In The Marriage of Figaro,     it is the women who dominate the men. In his falling in love, in finding his intellectual equal in Susanna, and opening himself, that’s where he becomes lost. This is a situation and a vulnerability that he’s not used to. He’s used to constructing his biome and being the master of his fate. By opening himself, maybe for the first time in a decade, he has become lost and scared. So it’s that plus a history of confidence with the Count, but also his vulnerability to the Count due to his position. He’s wedged in a tight spot in a very short timeframe of getting married in a single day, having discovered this plot in the morning.

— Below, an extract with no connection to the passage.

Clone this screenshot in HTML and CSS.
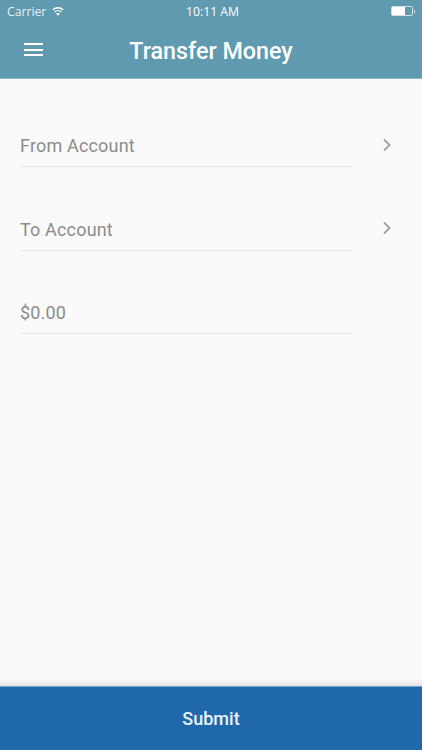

So it’s a lot of pressure, but I think the reason that Figaro is so enjoyed by the audience is because he manages that pressure so elegantly. You sympathize with his danger and then you feel victorious with him at each moment of overcoming, at each moment of outsmarting and success. He brings the audience along through this portal of suffering in order to earn success at the end. He pays a certain penance, when Susanna tricks him, for his failures, for the amount of lying he’s had to do through his life, and by her besting him and by her punishing his short-term lack of faith. When he does finally break, there’s a kind of atonement for this one time that he’s finally failed her, where he’s finally slipped up. 

It’s a tricky balance in this piece and it’s a very human balance. We’re always pulled in two directions. We’re sincere, we’re scared, and we’re compensating. We're competent, but we’re also failing. It’s a wonderful, diverse picture of very complicated people trying to survive and make it and everyone being fallible. It’s delicious.